# STATED PROBLEM:
With the images removed, repeat the data below exactly.

# DATASET CONTENT:
>> Start

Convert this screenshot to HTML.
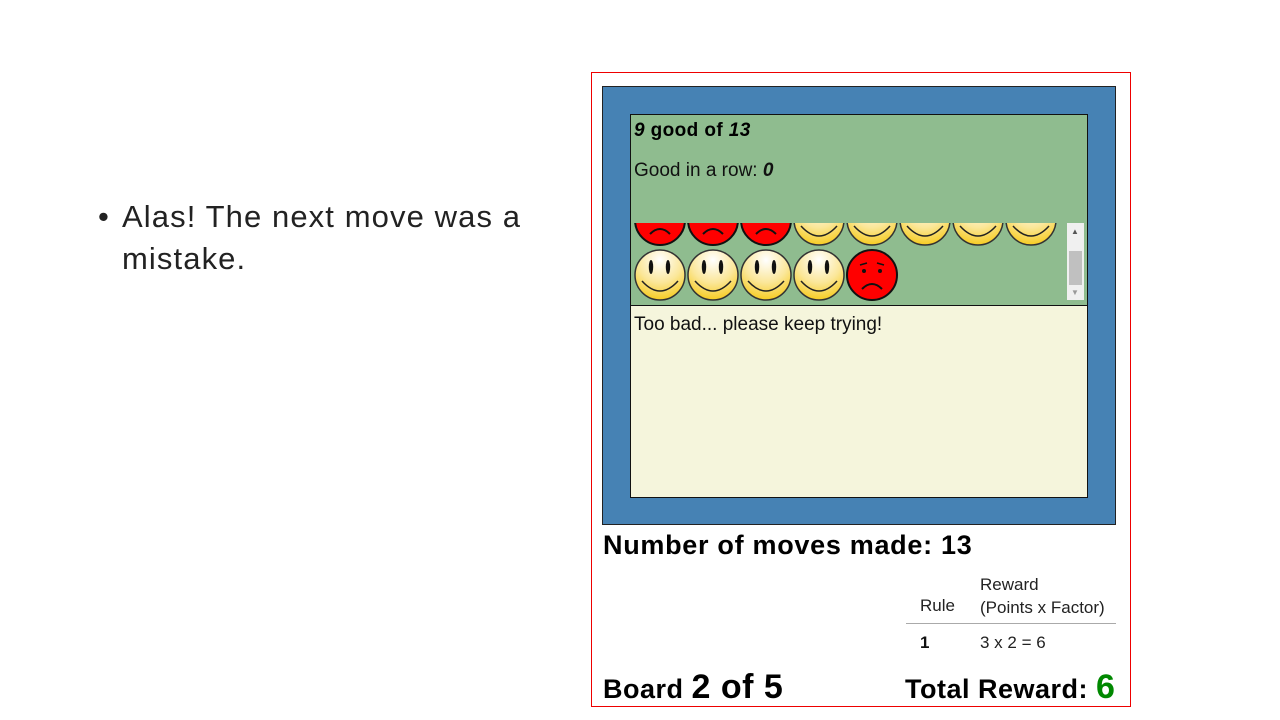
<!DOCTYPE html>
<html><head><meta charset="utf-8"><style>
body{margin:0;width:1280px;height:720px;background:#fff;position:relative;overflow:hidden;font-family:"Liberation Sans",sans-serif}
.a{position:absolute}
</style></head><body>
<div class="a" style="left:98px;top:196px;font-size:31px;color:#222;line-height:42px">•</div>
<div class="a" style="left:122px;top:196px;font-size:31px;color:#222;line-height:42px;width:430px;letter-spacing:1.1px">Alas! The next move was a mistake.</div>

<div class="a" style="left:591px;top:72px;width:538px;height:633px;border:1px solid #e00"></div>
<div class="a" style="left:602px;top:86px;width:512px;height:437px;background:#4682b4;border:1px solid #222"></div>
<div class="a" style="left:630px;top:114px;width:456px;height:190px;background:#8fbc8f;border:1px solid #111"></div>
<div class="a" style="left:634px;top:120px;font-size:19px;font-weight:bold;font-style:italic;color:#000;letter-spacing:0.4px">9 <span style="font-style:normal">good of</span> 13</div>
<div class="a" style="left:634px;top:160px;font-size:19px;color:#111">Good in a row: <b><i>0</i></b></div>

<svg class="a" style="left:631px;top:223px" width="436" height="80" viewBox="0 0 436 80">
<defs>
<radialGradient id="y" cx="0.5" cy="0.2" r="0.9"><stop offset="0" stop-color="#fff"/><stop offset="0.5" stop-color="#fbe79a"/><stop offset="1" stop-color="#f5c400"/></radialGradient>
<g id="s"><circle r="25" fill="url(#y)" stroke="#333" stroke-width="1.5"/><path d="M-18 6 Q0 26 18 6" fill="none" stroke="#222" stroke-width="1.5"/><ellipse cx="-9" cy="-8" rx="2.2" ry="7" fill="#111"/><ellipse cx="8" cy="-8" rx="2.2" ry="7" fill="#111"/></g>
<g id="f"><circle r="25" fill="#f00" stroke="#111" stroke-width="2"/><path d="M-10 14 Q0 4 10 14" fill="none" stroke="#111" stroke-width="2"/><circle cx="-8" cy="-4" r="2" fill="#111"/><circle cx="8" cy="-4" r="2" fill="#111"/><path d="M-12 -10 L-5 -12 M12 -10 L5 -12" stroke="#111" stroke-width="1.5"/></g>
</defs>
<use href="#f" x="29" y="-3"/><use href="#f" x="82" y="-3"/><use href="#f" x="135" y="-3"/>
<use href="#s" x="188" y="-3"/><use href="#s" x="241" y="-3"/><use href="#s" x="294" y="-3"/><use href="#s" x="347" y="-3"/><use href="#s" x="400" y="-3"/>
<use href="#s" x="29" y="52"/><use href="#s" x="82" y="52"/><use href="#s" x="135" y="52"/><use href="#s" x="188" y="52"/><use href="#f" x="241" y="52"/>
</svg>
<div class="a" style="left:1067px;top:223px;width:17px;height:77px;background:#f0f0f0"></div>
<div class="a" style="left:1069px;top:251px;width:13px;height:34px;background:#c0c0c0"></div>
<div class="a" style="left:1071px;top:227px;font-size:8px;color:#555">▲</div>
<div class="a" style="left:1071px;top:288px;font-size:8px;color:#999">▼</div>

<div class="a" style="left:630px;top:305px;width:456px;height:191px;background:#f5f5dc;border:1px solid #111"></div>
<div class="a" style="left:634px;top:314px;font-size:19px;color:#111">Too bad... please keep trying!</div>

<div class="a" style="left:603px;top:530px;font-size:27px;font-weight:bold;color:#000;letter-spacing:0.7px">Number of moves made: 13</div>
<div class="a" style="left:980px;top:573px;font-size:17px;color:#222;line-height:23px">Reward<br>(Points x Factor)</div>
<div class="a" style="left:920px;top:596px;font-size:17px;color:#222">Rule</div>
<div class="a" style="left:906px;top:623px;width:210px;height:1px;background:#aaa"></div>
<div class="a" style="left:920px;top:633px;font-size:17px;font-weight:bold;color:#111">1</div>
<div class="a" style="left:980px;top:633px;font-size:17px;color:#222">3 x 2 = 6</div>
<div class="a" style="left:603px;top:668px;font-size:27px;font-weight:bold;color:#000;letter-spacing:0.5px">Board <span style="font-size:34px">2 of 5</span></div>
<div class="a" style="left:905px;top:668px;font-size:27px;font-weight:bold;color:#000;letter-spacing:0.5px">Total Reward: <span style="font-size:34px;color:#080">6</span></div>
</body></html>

>> End

# REPLY TO THE TASK:
Convert this screenshot to HTML.
<!DOCTYPE html>
<html><head><meta charset="utf-8"><style>
body{margin:0;width:1280px;height:720px;background:#fff;position:relative;overflow:hidden;font-family:"Liberation Sans",sans-serif}
.a{position:absolute}
</style></head><body>
<div class="a" style="left:98px;top:196px;font-size:31px;color:#222;line-height:42px">•</div>
<div class="a" style="left:122px;top:196px;font-size:31px;color:#222;line-height:42px;width:430px;letter-spacing:1.1px">Alas! The next move was a mistake.</div>

<div class="a" style="left:591px;top:72px;width:538px;height:633px;border:1px solid #e00"></div>
<div class="a" style="left:602px;top:86px;width:512px;height:437px;background:#4682b4;border:1px solid #222"></div>
<div class="a" style="left:630px;top:114px;width:456px;height:190px;background:#8fbc8f;border:1px solid #111"></div>
<div class="a" style="left:634px;top:120px;font-size:19px;font-weight:bold;font-style:italic;color:#000;letter-spacing:0.4px">9 <span style="font-style:normal">good of</span> 13</div>
<div class="a" style="left:634px;top:160px;font-size:19px;color:#111">Good in a row: <b><i>0</i></b></div>

<svg class="a" style="left:631px;top:223px" width="436" height="80" viewBox="0 0 436 80">
<defs>
<radialGradient id="y" cx="0.5" cy="0.2" r="0.9"><stop offset="0" stop-color="#fff"/><stop offset="0.5" stop-color="#fbe79a"/><stop offset="1" stop-color="#f5c400"/></radialGradient>
<g id="s"><circle r="25" fill="url(#y)" stroke="#333" stroke-width="1.5"/><path d="M-18 6 Q0 26 18 6" fill="none" stroke="#222" stroke-width="1.5"/><ellipse cx="-9" cy="-8" rx="2.2" ry="7" fill="#111"/><ellipse cx="8" cy="-8" rx="2.2" ry="7" fill="#111"/></g>
<g id="f"><circle r="25" fill="#f00" stroke="#111" stroke-width="2"/><path d="M-10 14 Q0 4 10 14" fill="none" stroke="#111" stroke-width="2"/><circle cx="-8" cy="-4" r="2" fill="#111"/><circle cx="8" cy="-4" r="2" fill="#111"/><path d="M-12 -10 L-5 -12 M12 -10 L5 -12" stroke="#111" stroke-width="1.5"/></g>
</defs>
<use href="#f" x="29" y="-3"/><use href="#f" x="82" y="-3"/><use href="#f" x="135" y="-3"/>
<use href="#s" x="188" y="-3"/><use href="#s" x="241" y="-3"/><use href="#s" x="294" y="-3"/><use href="#s" x="347" y="-3"/><use href="#s" x="400" y="-3"/>
<use href="#s" x="29" y="52"/><use href="#s" x="82" y="52"/><use href="#s" x="135" y="52"/><use href="#s" x="188" y="52"/><use href="#f" x="241" y="52"/>
</svg>
<div class="a" style="left:1067px;top:223px;width:17px;height:77px;background:#f0f0f0"></div>
<div class="a" style="left:1069px;top:251px;width:13px;height:34px;background:#c0c0c0"></div>
<div class="a" style="left:1071px;top:227px;font-size:8px;color:#555">▲</div>
<div class="a" style="left:1071px;top:288px;font-size:8px;color:#999">▼</div>

<div class="a" style="left:630px;top:305px;width:456px;height:191px;background:#f5f5dc;border:1px solid #111"></div>
<div class="a" style="left:634px;top:314px;font-size:19px;color:#111">Too bad... please keep trying!</div>

<div class="a" style="left:603px;top:530px;font-size:27px;font-weight:bold;color:#000;letter-spacing:0.7px">Number of moves made: 13</div>
<div class="a" style="left:980px;top:573px;font-size:17px;color:#222;line-height:23px">Reward<br>(Points x Factor)</div>
<div class="a" style="left:920px;top:596px;font-size:17px;color:#222">Rule</div>
<div class="a" style="left:906px;top:623px;width:210px;height:1px;background:#aaa"></div>
<div class="a" style="left:920px;top:633px;font-size:17px;font-weight:bold;color:#111">1</div>
<div class="a" style="left:980px;top:633px;font-size:17px;color:#222">3 x 2 = 6</div>
<div class="a" style="left:603px;top:668px;font-size:27px;font-weight:bold;color:#000;letter-spacing:0.5px">Board <span style="font-size:34px">2 of 5</span></div>
<div class="a" style="left:905px;top:668px;font-size:27px;font-weight:bold;color:#000;letter-spacing:0.5px">Total Reward: <span style="font-size:34px;color:#080">6</span></div>
</body></html>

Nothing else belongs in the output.